Почти увидел человек;

Мои страдания к концу,

Казалось, близились… Во всем

Я разливаться начинал,

И вместе с чернью с торжеством

Дубов верхушки обрезал.

Мне надоело в них сиять

Лучами славы и борьбы,

Хоть было жалко обрезать

Те величавые дубы…

Я в них страдал, я в них любил,

И, как они же, полон был

Презренья к мелочи людской

И враждования с землей…

Мне стало жаль… мне гнусен стал

Пигмеев кровожадный пир…

Я с чернью пьянствовать устал

И заливать без цели мир

Старинной кровью… Я узнал,

Что вечный рок сильней меня,

Что есть один еще оплот,

Что он созданье бережет

От разрушителя огня.

3

. . . . . . . . . . . . . .

4

Но близок час… огонь пробьет

Последний, слабый свой оплот,

И, между тем, меня печаль

Терзает, и тебя мне жаль…

Мне страшно грустен образ твой;

Тебя я с бешеной хулой

Влеку к паденью… чистота

Твоя исчезла, и бежит

С твоих ланит хранитель — стыд;

Не облит влагой тихий взор —

Холодным блеском светит он;

Вошла ты также с небом в спор;

Из груди также рвется стон

Проклятий гордых на судьбу.

Как я, отвергла ты закон,

Как я, забыла ты мольбу,

И скоро для обоих нас

Пробьет покоя вечный час…»

22

В таком ли точно тоне говорил

Князь области воздушной, я наверно

Сказать вам не могу: сатаниил —

Поэт не нам чета, и лишь примерно

Его любимый ритм я здесь употребил —

Ритм Байрона{52} — хотя, быть может, скверно.

Не в этом дело, впрочем: смысл же слов,

Ручаюсь головою, был таков.

23

Любил не раз он — это вам известно —

По крайней мере, вам то Мейербер

И Лермонтов открыли — очень лестно

Для женщин это… надоел размер

Страстей обыкновенных им — и тесно

Им в узких рамках. . . . . .

. . . . . . . . . . . . . .

. . . . . . . . . . . . . .

24

В наш век во вкусах странен Евин род;

Ни красота, тем меньше добродетель,

Ни даже ум в соблазн его влечет:

К уродам страсть бывает… Не один свидетель

Тому найдется. Дьявольский расчет

И равнодушие (в глуши ль то будет, в свете ль)

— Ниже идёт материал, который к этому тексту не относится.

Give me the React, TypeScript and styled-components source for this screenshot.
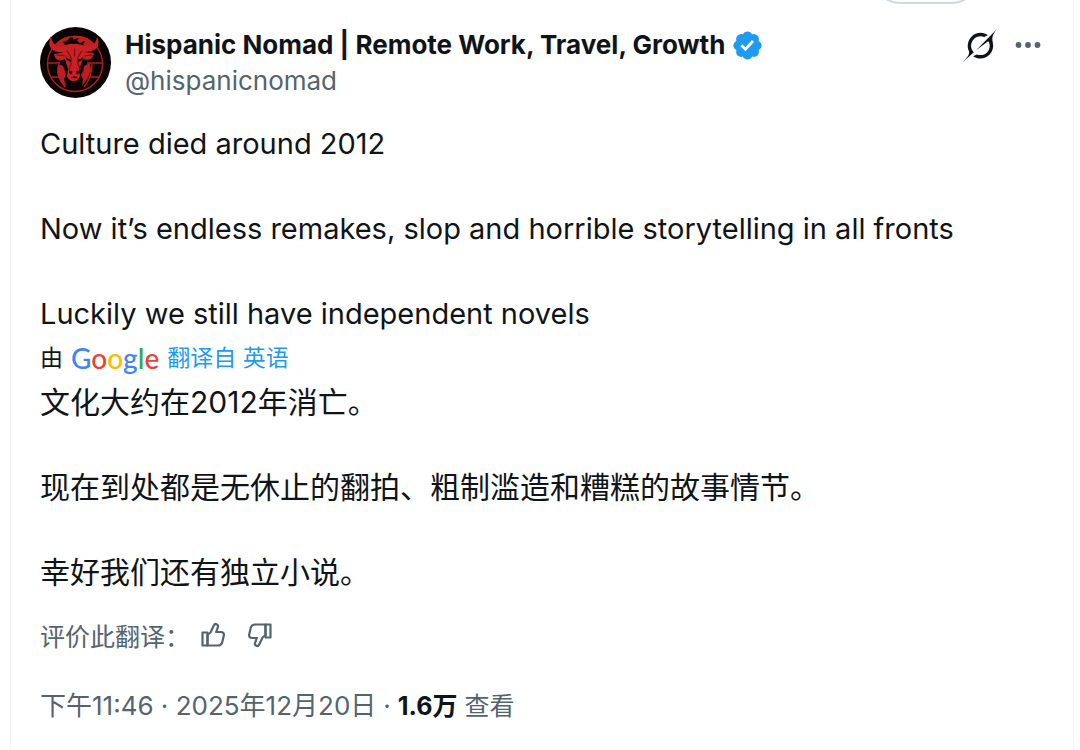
import React from 'react';
import styled, { createGlobalStyle } from 'styled-components';

const fontStack = '"Inter", "Noto Sans CJK SC", sans-serif';
const ink = '#0f1419';
const muted = '#536471';
const blue = '#1d9bf0';

const GlobalStyle = createGlobalStyle`
  *, *::before, *::after { box-sizing: border-box; }
  body {
    margin: 0;
    background: #fff;
    color: ${ink};
    font-family: ${fontStack};
  }
`;

const Column = styled.main`
  min-height: 100vh;
  margin: 0 6px 0 10px;
  border: solid #eff3f4;
  border-width: 0 1px;
`;

const PreviousBar = styled.div`
  display: flex;
  justify-content: flex-end;
  align-items: flex-end;
  height: 4px;
  padding-right: 92px;
  overflow: hidden;
`;

const OutlinePill = styled.button`
  flex: none;
  width: 110px;
  height: 60px;
  border: 2px solid #cfd9de;
  border-radius: 30px;
  background: #fff;
`;

const Post = styled.article`
  padding: 23px 29px 24px;
`;

const Header = styled.header`
  display: flex;
  align-items: flex-start;
  gap: 14px;
`;

const AvatarLink = styled.a`
  flex: none;
  display: block;
  height: 71px;
`;

const Names = styled.div`
  flex: 1;
  min-width: 0;
`;

const NameRow = styled.div`
  display: flex;
  align-items: center;
  gap: 6px;
  height: 36px;
`;

const NameLink = styled.a`
  color: ${ink};
  font-size: 26px;
  font-weight: 700;
  line-height: 36px;
  white-space: nowrap;
  text-decoration: none;
`;

const Handle = styled.a`
  display: block;
  color: ${muted};
  font-size: 26px;
  line-height: 36px;
  text-decoration: none;
`;

const Actions = styled.div`
  display: flex;
  align-items: center;
  gap: 15px;
  height: 36px;
`;

const IconButton = styled.button`
  display: flex;
  padding: 0;
  border: 0;
  background: none;
  color: ${(p) => p.color ?? muted};
  cursor: pointer;
`;

const Body = styled.div`
  display: grid;
  gap: 43px;
  font-size: 30px;
  line-height: 42px;
`;

const Original = styled(Body)`
  margin-top: 24px;
  font-size: 29px;
`;

const Paragraph = styled.p`
  margin: 0;
`;

const Attribution = styled.div`
  display: flex;
  align-items: center;
  gap: 8px;
  height: 46px;
  font-size: 23px;
  line-height: 46px;
`;

const GoogleWord = styled.span`
  font-family: "Lato", sans-serif;
  font-size: 28px;
  font-weight: 500;
  line-height: 42px;
`;

const Letter = styled.span<{ $tint: string }>`
  color: ${(p) => p.$tint};
`;

const SourceLink = styled.a`
  color: ${blue};
  text-decoration: none;
`;

const Rating = styled.div`
  display: flex;
  align-items: center;
  height: 36px;
  margin-top: 24px;
  color: ${muted};
  font-size: 25px;
`;

const Thumbs = styled.div`
  display: flex;
  gap: 21px;
  margin-left: 10px;
`;

const Meta = styled.div`
  display: flex;
  gap: 7px;
  margin-top: 35px;
  color: ${muted};
  font-size: 26px;
  line-height: 36px;
`;

const MetaLink = styled.a`
  color: inherit;
  text-decoration: none;
`;

const Views = styled.span`
  font-size: 25px;
`;

const ViewCount = styled.strong`
  color: ${ink};
  font-weight: 700;
`;

const googleLetters: [string, string][] = [
  ['G', '#4285f4'],
  ['o', '#ea4335'],
  ['o', '#fbbc05'],
  ['g', '#4285f4'],
  ['l', '#34a853'],
  ['e', '#ea4335'],
];

function BullAvatar() {
  return (
    <svg width="71" height="71" viewBox="0 0 71 71" aria-hidden="true">
      <circle cx="35.5" cy="35.5" r="35.5" fill="#0b0405" />
      <g fill="none" stroke="#b01d1f" strokeWidth="1.4">
        <circle cx="35" cy="37" r="27.5" />
        <path d="M8 36h12M47 36h15M11 50h14M43 50h16M44 60c5-6 8-14 8-23M25 60c-4-5-7-12-7-20" />
      </g>
      <g fill="#bb1f21">
        <path d="M15 18c4-5 9-8 15-9l-2 4-5 2 2 3-4 2zM33 9c9-1 17 2 22 9l-8 2-4-2 2-4-5 2-3-2 2-3-6 1z" />
        <path d="M18 37l5 2 3 8-2 5 2 8-6-6-3-8zM50 36l-6 3-3 9 2 4-1 7 5-7 4-9z" />
      </g>
      <path
        fill="#c92123"
        d="M11 9c-4 9-1 15 8 16l5 .5-10 1.500c1 6 5 8 11 5l3 10-1 7c1 3 3 5 6.500 5s5.500-2 6.500-5l-1-7 4-10c6 2 10 0 11-6l-10-1 5-.500c8-1 12-7 8-15-1 7-4 10-11 9.500-4-1.500-8-2-13-2s-7 .5-11 2c-7 .5-10-2.500-11-10z"
      />
      <path
        fill="none"
        stroke="#6a1213"
        strokeWidth="1.1"
        strokeLinecap="round"
        d="M17 28c3 0 5 0 8 1M53 28c-3 0-5 0-8 1M27 24l4 6v8l-2 4M42 24l-4 6v8l3 4M34.500 22v7"
      />
      <path fill="#1a0506" d="M25.500 30l5.500 3v2l-4.500-2zM43.500 30l-5.500 3v2l4.500-2zM29 43l3.500 1.500-1 3-2.500-1.500zM39.500 43l-3.500 1.500 1 3 2.500-1.500zM31 50.500c2-1.200 5-1.200 7 0-2 1-5 1-7 0zM25 37l2 6-1 4zM44 37l-2 6 1 4z" />
    </svg>
  );
}

function VerifiedBadge() {
  return (
    <svg width="33" height="33" viewBox="0 0 22 22" fill={blue} role="img" aria-label="认证账号">
      <path d="M20.396 11c-.018-.646-.215-1.275-.57-1.816-.354-.54-.852-.972-1.438-1.246.223-.607.27-1.264.14-1.897-.131-.634-.437-1.218-.882-1.687-.47-.445-1.053-.75-1.687-.882-.633-.13-1.29-.083-1.897.14-.273-.587-.704-1.086-1.245-1.44S11.647 1.62 11 1.604c-.646.017-1.273.213-1.813.568s-.969.854-1.24 1.44c-.608-.223-1.267-.272-1.902-.14-.635.13-1.22.436-1.69.882-.445.47-.749 1.055-.878 1.688-.13.633-.08 1.29.144 1.896-.587.274-1.087.705-1.443 1.245-.356.54-.555 1.17-.574 1.817.02.647.218 1.276.574 1.817.356.54.856.972 1.443 1.245-.224.606-.274 1.263-.144 1.896.13.634.433 1.218.877 1.688.47.443 1.054.747 1.687.878.633.132 1.29.084 1.897-.136.274.586.705 1.084 1.246 1.439.54.354 1.17.551 1.816.569.647-.016 1.276-.213 1.817-.567s.972-.854 1.245-1.44c.604.239 1.266.296 1.903.164.636-.132 1.22-.447 1.68-.907.46-.46.776-1.044.908-1.681s.075-1.299-.165-1.903c.586-.274 1.084-.705 1.439-1.246.354-.54.551-1.17.569-1.816zM9.662 14.85l-3.429-3.428 1.293-1.302 2.072 2.072 4.4-4.794 1.347 1.246z" />
    </svg>
  );
}

function GrokIcon() {
  return (
    <svg width="34" height="33" viewBox="0 0 33 32" fill="currentColor" aria-hidden="true">
      <path d="M12.745 20.54l10.97-8.19c.539-.4 1.307-.244 1.564.38 1.349 3.288.746 7.241-1.938 9.955-2.683 2.714-6.417 3.31-9.83 1.954l-3.728 1.745c5.347 3.697 11.84 2.782 15.898-1.324 3.219-3.255 4.216-7.692 3.284-11.693l.008.009c-1.351-5.878.332-8.227 3.782-13.031L33 0l-4.54 4.59v-.014L12.743 20.544m-2.263 1.987c-3.837-3.707-3.175-9.446.1-12.755 2.42-2.449 6.388-3.448 9.852-1.979l3.72-1.737c-.67-.49-1.53-1.017-2.515-1.387-4.455-1.854-9.789-.931-13.41 2.728-3.483 3.523-4.579 8.94-2.697 13.561 1.405 3.454-.899 5.898-3.22 8.364C1.49 30.2.666 31.074 0 32l10.478-9.466" />
    </svg>
  );
}

function MoreIcon() {
  return (
    <svg width="32" height="32" viewBox="0 0 32 32" fill="currentColor" aria-hidden="true">
      <circle cx="6.5" cy="16" r="2.9" />
      <circle cx="16" cy="16" r="2.9" />
      <circle cx="25.5" cy="16" r="2.9" />
    </svg>
  );
}

function ThumbIcon({ down = false }: { down?: boolean }) {
  return (
    <svg width="26" height="26" viewBox="0 0 26 26" fill="none" stroke="currentColor" strokeWidth="2.2" strokeLinejoin="round" aria-hidden="true">
      <g transform={down ? 'rotate(180 13 13)' : undefined}>
        <path d="M2.5 10.5h5v13h-5z" />
        <path d="M7.5 13l3-2.500 2.700-5.700.8-1.600c.5-1 1.600-1.400 2.600-.9 1.200.5 1.700 1.700 1.300 2.900l-1.700 4.800h4.600c2.300 0 3.500 1.600 3 3.600l-1.500 6.300c-.6 2.300-2.200 3.600-4.500 3.600H7.500z" />
      </g>
    </svg>
  );
}

export default function App() {
  return (
    <>
      <GlobalStyle />
      <Column>
        <PreviousBar>
          <OutlinePill type="button" aria-label="回复" />
        </PreviousBar>
        <Post>
          <Header>
            <AvatarLink href="#profile" aria-label="Hispanic Nomad">
              <BullAvatar />
            </AvatarLink>
            <Names>
              <NameRow>
                <NameLink href="#profile">Hispanic Nomad | Remote Work, Travel, Growth</NameLink>
                <VerifiedBadge />
              </NameRow>
              <Handle href="#profile">@hispanicnomad</Handle>
            </Names>
            <Actions>
              <IconButton type="button" color={ink} aria-label="Grok">
                <GrokIcon />
              </IconButton>
              <IconButton type="button" aria-label="更多">
                <MoreIcon />
              </IconButton>
            </Actions>
          </Header>

          <Original lang="en">
            <Paragraph>Culture died around 2012</Paragraph>
            <Paragraph>Now it’s endless remakes, slop and horrible storytelling in all fronts</Paragraph>
            <Paragraph>Luckily we still have independent novels</Paragraph>
          </Original>

          <Attribution>
            <span>由</span>
            <GoogleWord>
              {googleLetters.map(([char, tint], i) => (
                <Letter key={i} $tint={tint}>{char}</Letter>
              ))}
            </GoogleWord>
            <SourceLink href="#source">翻译自 英语</SourceLink>
          </Attribution>

          <Body lang="zh-CN">
            <Paragraph>文化大约在2012年消亡。</Paragraph>
            <Paragraph>现在到处都是无休止的翻拍、粗制滥造和糟糕的故事情节。</Paragraph>
            <Paragraph>幸好我们还有独立小说。</Paragraph>
          </Body>

          <Rating>
            <span>评价此翻译：</span>
            <Thumbs>
              <IconButton type="button" aria-label="赞">
                <ThumbIcon />
              </IconButton>
              <IconButton type="button" aria-label="踩">
                <ThumbIcon down />
              </IconButton>
            </Thumbs>
          </Rating>

          <Meta>
            <MetaLink href="#status">下午11:46 · 2025年12月20日</MetaLink>
            <span>·</span>
            <Views>
              <ViewCount>1.6万</ViewCount> 查看
            </Views>
          </Meta>
        </Post>
      </Column>
    </>
  );
}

С известной степенью цинизма — вот

Что нынче увлекает Евин род.

25

Жуанов и Ловласов племя ныне

Уж вывелось — героев больше нет;

Герой теперь сдал место героине,

И не Жуан — Жуана ныне свет

Дивит своим презрением к святыне

Любви и счастья, дерзостью побед…

Змеиной гибкостью души своей и стана,

Пантеры злостию — вперед, вперед, Жуана.

26

Вперед, Жуана… путь перед тобой

Лежит отныне ровный и свободный…

Иди наперекор себе самой

В очах с презрением и дерзостью холодной,

В страдающей груди с глубокою тоской,

Иди в свой путь, как бездна, неисходный,

Не знаешь ты, куда тот путь ведет,—

Но ты пошла — что б ни было — вперед!